AVAILABLE DATA
§ §

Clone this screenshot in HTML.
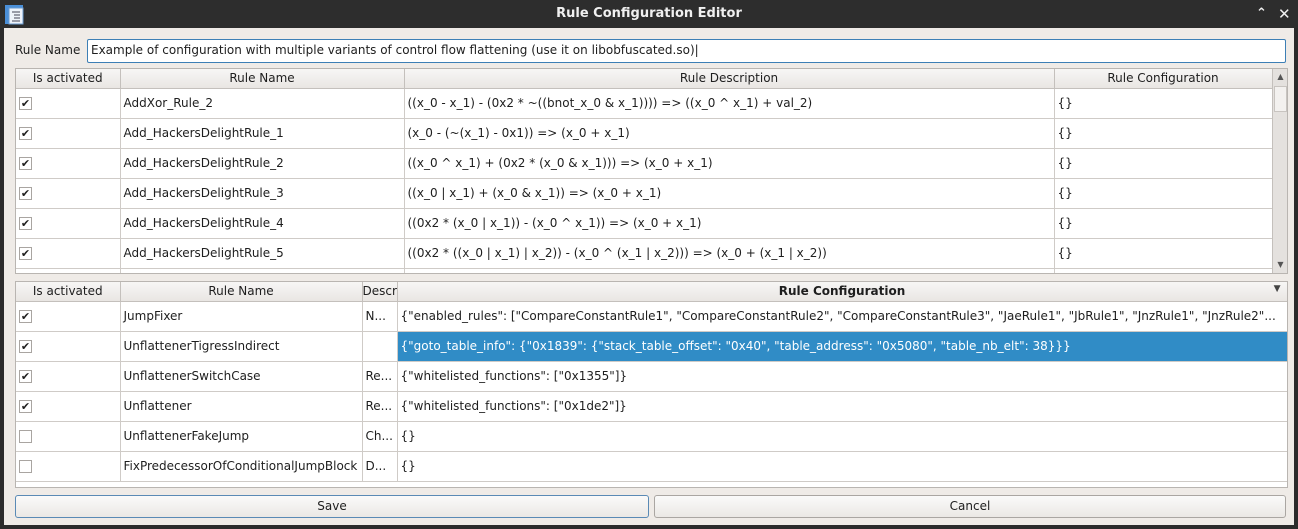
<!DOCTYPE html>
<html><head><style>
*{box-sizing:border-box;margin:0;padding:0}
body{width:1298px;height:529px;overflow:hidden;background:#2b2b2b;font-family:"DejaVu Sans","Liberation Sans",sans-serif;font-size:12px;color:#1e1e1e;position:relative}
.title{position:absolute;left:0;top:0;width:1298px;height:28px;background:#2d2d2d;color:#f0f0f0;font-weight:bold;font-size:13px;text-align:center;line-height:28px}
.win{position:absolute;left:4px;top:28px;width:1290px;height:497px;background:#efebe7}
.abs{position:absolute}
.box{position:absolute;background:#fff;border:1px solid #b9b5b1;overflow:hidden}
table{border-collapse:collapse;table-layout:fixed;position:absolute;left:0;top:0}
th{height:19px;font-weight:normal;background:linear-gradient(#f7f6f5,#e9e6e3);border-right:1px solid #c4c0bc;border-bottom:1px solid #c4c0bc;text-align:center;white-space:nowrap;overflow:hidden;padding:0}
td{height:30px;border-right:1px solid #cfcbc7;border-bottom:1px solid #cfcbc7;padding:0 0 0 3px;white-space:nowrap;overflow:hidden}
.cb{display:inline-block;width:13px;height:13px;border:1px solid #a9a5a1;background:#fff;vertical-align:middle;font-size:11px;line-height:11px;text-align:center;font-weight:bold}
.sel{background:#308cc6;color:#fff}
.btn{position:absolute;top:467px;height:23px;border:1px solid #aaa6a2;border-radius:3px;background:linear-gradient(#fafafa,#ebe8e5);text-align:center;line-height:21px}
</style></head><body>
<div class="title">Rule Configuration Editor
<svg class="abs" style="left:4px;top:4px" width="22" height="22"><rect x="1" y="1" width="18" height="19" fill="#4a8fd8"/><rect x="5" y="4" width="14" height="16" fill="#eef3fa" stroke="#6a9bd0"/><path d="M8 8h8M10 11h6M10 14h6M8 17h8" stroke="#445" stroke-width="1"/></svg>
<span class="abs" style="left:1256px;top:0;font-size:13px">&#8963;</span>
<span class="abs" style="left:1278px;top:0;font-size:15px">✕</span>
</div>
<div class="win">
<div class="abs" style="left:11px;top:15px">Rule Name</div>
<div class="abs" style="left:83px;top:11px;width:1199px;height:24px;background:#fff;border:1px solid #3d7fb5;border-radius:2px;padding-left:3px;line-height:21px">Example of configuration with multiple variants of control flow flattening (use it on libobfuscated.so)|</div>

<div class="box" style="left:11px;top:40px;width:1273px;height:206px">
<table style="width:1256px">
<col style="width:104px"><col style="width:284px"><col style="width:650px"><col style="width:218px">
<tr><th>Is activated</th><th>Rule Name</th><th>Rule Description</th><th>Rule Configuration</th></tr>
<tr><td><span class="cb">✔</span></td><td>AddXor_Rule_2</td><td>((x_0 - x_1) - (0x2 * ~((bnot_x_0 &amp; x_1)))) =&gt; ((x_0 ^ x_1) + val_2)</td><td>{}</td></tr>
<tr><td><span class="cb">✔</span></td><td>Add_HackersDelightRule_1</td><td>(x_0 - (~(x_1) - 0x1)) =&gt; (x_0 + x_1)</td><td>{}</td></tr>
<tr><td><span class="cb">✔</span></td><td>Add_HackersDelightRule_2</td><td>((x_0 ^ x_1) + (0x2 * (x_0 &amp; x_1))) =&gt; (x_0 + x_1)</td><td>{}</td></tr>
<tr><td><span class="cb">✔</span></td><td>Add_HackersDelightRule_3</td><td>((x_0 | x_1) + (x_0 &amp; x_1)) =&gt; (x_0 + x_1)</td><td>{}</td></tr>
<tr><td><span class="cb">✔</span></td><td>Add_HackersDelightRule_4</td><td>((0x2 * (x_0 | x_1)) - (x_0 ^ x_1)) =&gt; (x_0 + x_1)</td><td>{}</td></tr>
<tr><td><span class="cb">✔</span></td><td>Add_HackersDelightRule_5</td><td>((0x2 * ((x_0 | x_1) | x_2)) - (x_0 ^ (x_1 | x_2))) =&gt; (x_0 + (x_1 | x_2))</td><td>{}</td></tr>
<tr><td></td><td></td><td></td><td></td></tr>
</table>
<div class="abs" style="left:1256px;top:0;width:16px;height:204px;background:#e4e1de;border-left:1px solid #c4c0bc">
<div class="abs" style="left:0;top:0;width:15px;height:16px;font-size:8px;text-align:center;line-height:16px;color:#555">▲</div>
<div class="abs" style="left:1px;top:17px;width:13px;height:26px;background:#f3f1ef;border:1px solid #c8c4c0"></div>
<div class="abs" style="left:0;top:188px;width:15px;height:16px;font-size:8px;text-align:center;line-height:16px;color:#555">▼</div>
</div>
</div>

<div class="box" style="left:11px;top:253px;width:1273px;height:207px">
<table style="width:1271px">
<col style="width:104px"><col style="width:242px"><col style="width:35px"><col style="width:890px">
<tr><th>Is activated</th><th>Rule Name</th><th style="text-align:left">Descr</th><th style="font-weight:bold;position:relative">Rule Configuration<span style="position:absolute;right:6px;top:2px;font-size:9px;color:#444">▼</span></th></tr>
<tr><td><span class="cb">✔</span></td><td>JumpFixer</td><td>N...</td><td>{"enabled_rules": ["CompareConstantRule1", "CompareConstantRule2", "CompareConstantRule3", "JaeRule1", "JbRule1", "JnzRule1", "JnzRule2"...</td></tr>
<tr><td><span class="cb">✔</span></td><td>UnflattenerTigressIndirect</td><td></td><td class="sel">{"goto_table_info": {"0x1839": {"stack_table_offset": "0x40", "table_address": "0x5080", "table_nb_elt": 38}}}</td></tr>
<tr><td><span class="cb">✔</span></td><td>UnflattenerSwitchCase</td><td>Re...</td><td>{"whitelisted_functions": ["0x1355"]}</td></tr>
<tr><td><span class="cb">✔</span></td><td>Unflattener</td><td>Re...</td><td>{"whitelisted_functions": ["0x1de2"]}</td></tr>
<tr><td><span class="cb"></span></td><td>UnflattenerFakeJump</td><td>Ch...</td><td>{}</td></tr>
<tr><td><span class="cb"></span></td><td>FixPredecessorOfConditionalJumpBlock</td><td>D...</td><td>{}</td></tr>
</table>
</div>

<div class="btn" style="left:11px;width:634px;border-color:#5a8ab5">Save</div>
<div class="btn" style="left:650px;width:632px">Cancel</div>
</div>
</body></html>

§ §

GIVEN REQUEST
Would you set down the listing exactly, omitting pictures?

WRITTEN RESPONSE
Clone this screenshot in HTML.
<!DOCTYPE html>
<html><head><style>
*{box-sizing:border-box;margin:0;padding:0}
body{width:1298px;height:529px;overflow:hidden;background:#2b2b2b;font-family:"DejaVu Sans","Liberation Sans",sans-serif;font-size:12px;color:#1e1e1e;position:relative}
.title{position:absolute;left:0;top:0;width:1298px;height:28px;background:#2d2d2d;color:#f0f0f0;font-weight:bold;font-size:13px;text-align:center;line-height:28px}
.win{position:absolute;left:4px;top:28px;width:1290px;height:497px;background:#efebe7}
.abs{position:absolute}
.box{position:absolute;background:#fff;border:1px solid #b9b5b1;overflow:hidden}
table{border-collapse:collapse;table-layout:fixed;position:absolute;left:0;top:0}
th{height:19px;font-weight:normal;background:linear-gradient(#f7f6f5,#e9e6e3);border-right:1px solid #c4c0bc;border-bottom:1px solid #c4c0bc;text-align:center;white-space:nowrap;overflow:hidden;padding:0}
td{height:30px;border-right:1px solid #cfcbc7;border-bottom:1px solid #cfcbc7;padding:0 0 0 3px;white-space:nowrap;overflow:hidden}
.cb{display:inline-block;width:13px;height:13px;border:1px solid #a9a5a1;background:#fff;vertical-align:middle;font-size:11px;line-height:11px;text-align:center;font-weight:bold}
.sel{background:#308cc6;color:#fff}
.btn{position:absolute;top:467px;height:23px;border:1px solid #aaa6a2;border-radius:3px;background:linear-gradient(#fafafa,#ebe8e5);text-align:center;line-height:21px}
</style></head><body>
<div class="title">Rule Configuration Editor
<svg class="abs" style="left:4px;top:4px" width="22" height="22"><rect x="1" y="1" width="18" height="19" fill="#4a8fd8"/><rect x="5" y="4" width="14" height="16" fill="#eef3fa" stroke="#6a9bd0"/><path d="M8 8h8M10 11h6M10 14h6M8 17h8" stroke="#445" stroke-width="1"/></svg>
<span class="abs" style="left:1256px;top:0;font-size:13px">&#8963;</span>
<span class="abs" style="left:1278px;top:0;font-size:15px">✕</span>
</div>
<div class="win">
<div class="abs" style="left:11px;top:15px">Rule Name</div>
<div class="abs" style="left:83px;top:11px;width:1199px;height:24px;background:#fff;border:1px solid #3d7fb5;border-radius:2px;padding-left:3px;line-height:21px">Example of configuration with multiple variants of control flow flattening (use it on libobfuscated.so)|</div>

<div class="box" style="left:11px;top:40px;width:1273px;height:206px">
<table style="width:1256px">
<col style="width:104px"><col style="width:284px"><col style="width:650px"><col style="width:218px">
<tr><th>Is activated</th><th>Rule Name</th><th>Rule Description</th><th>Rule Configuration</th></tr>
<tr><td><span class="cb">✔</span></td><td>AddXor_Rule_2</td><td>((x_0 - x_1) - (0x2 * ~((bnot_x_0 &amp; x_1)))) =&gt; ((x_0 ^ x_1) + val_2)</td><td>{}</td></tr>
<tr><td><span class="cb">✔</span></td><td>Add_HackersDelightRule_1</td><td>(x_0 - (~(x_1) - 0x1)) =&gt; (x_0 + x_1)</td><td>{}</td></tr>
<tr><td><span class="cb">✔</span></td><td>Add_HackersDelightRule_2</td><td>((x_0 ^ x_1) + (0x2 * (x_0 &amp; x_1))) =&gt; (x_0 + x_1)</td><td>{}</td></tr>
<tr><td><span class="cb">✔</span></td><td>Add_HackersDelightRule_3</td><td>((x_0 | x_1) + (x_0 &amp; x_1)) =&gt; (x_0 + x_1)</td><td>{}</td></tr>
<tr><td><span class="cb">✔</span></td><td>Add_HackersDelightRule_4</td><td>((0x2 * (x_0 | x_1)) - (x_0 ^ x_1)) =&gt; (x_0 + x_1)</td><td>{}</td></tr>
<tr><td><span class="cb">✔</span></td><td>Add_HackersDelightRule_5</td><td>((0x2 * ((x_0 | x_1) | x_2)) - (x_0 ^ (x_1 | x_2))) =&gt; (x_0 + (x_1 | x_2))</td><td>{}</td></tr>
<tr><td></td><td></td><td></td><td></td></tr>
</table>
<div class="abs" style="left:1256px;top:0;width:16px;height:204px;background:#e4e1de;border-left:1px solid #c4c0bc">
<div class="abs" style="left:0;top:0;width:15px;height:16px;font-size:8px;text-align:center;line-height:16px;color:#555">▲</div>
<div class="abs" style="left:1px;top:17px;width:13px;height:26px;background:#f3f1ef;border:1px solid #c8c4c0"></div>
<div class="abs" style="left:0;top:188px;width:15px;height:16px;font-size:8px;text-align:center;line-height:16px;color:#555">▼</div>
</div>
</div>

<div class="box" style="left:11px;top:253px;width:1273px;height:207px">
<table style="width:1271px">
<col style="width:104px"><col style="width:242px"><col style="width:35px"><col style="width:890px">
<tr><th>Is activated</th><th>Rule Name</th><th style="text-align:left">Descr</th><th style="font-weight:bold;position:relative">Rule Configuration<span style="position:absolute;right:6px;top:2px;font-size:9px;color:#444">▼</span></th></tr>
<tr><td><span class="cb">✔</span></td><td>JumpFixer</td><td>N...</td><td>{"enabled_rules": ["CompareConstantRule1", "CompareConstantRule2", "CompareConstantRule3", "JaeRule1", "JbRule1", "JnzRule1", "JnzRule2"...</td></tr>
<tr><td><span class="cb">✔</span></td><td>UnflattenerTigressIndirect</td><td></td><td class="sel">{"goto_table_info": {"0x1839": {"stack_table_offset": "0x40", "table_address": "0x5080", "table_nb_elt": 38}}}</td></tr>
<tr><td><span class="cb">✔</span></td><td>UnflattenerSwitchCase</td><td>Re...</td><td>{"whitelisted_functions": ["0x1355"]}</td></tr>
<tr><td><span class="cb">✔</span></td><td>Unflattener</td><td>Re...</td><td>{"whitelisted_functions": ["0x1de2"]}</td></tr>
<tr><td><span class="cb"></span></td><td>UnflattenerFakeJump</td><td>Ch...</td><td>{}</td></tr>
<tr><td><span class="cb"></span></td><td>FixPredecessorOfConditionalJumpBlock</td><td>D...</td><td>{}</td></tr>
</table>
</div>

<div class="btn" style="left:11px;width:634px;border-color:#5a8ab5">Save</div>
<div class="btn" style="left:650px;width:632px">Cancel</div>
</div>
</body></html>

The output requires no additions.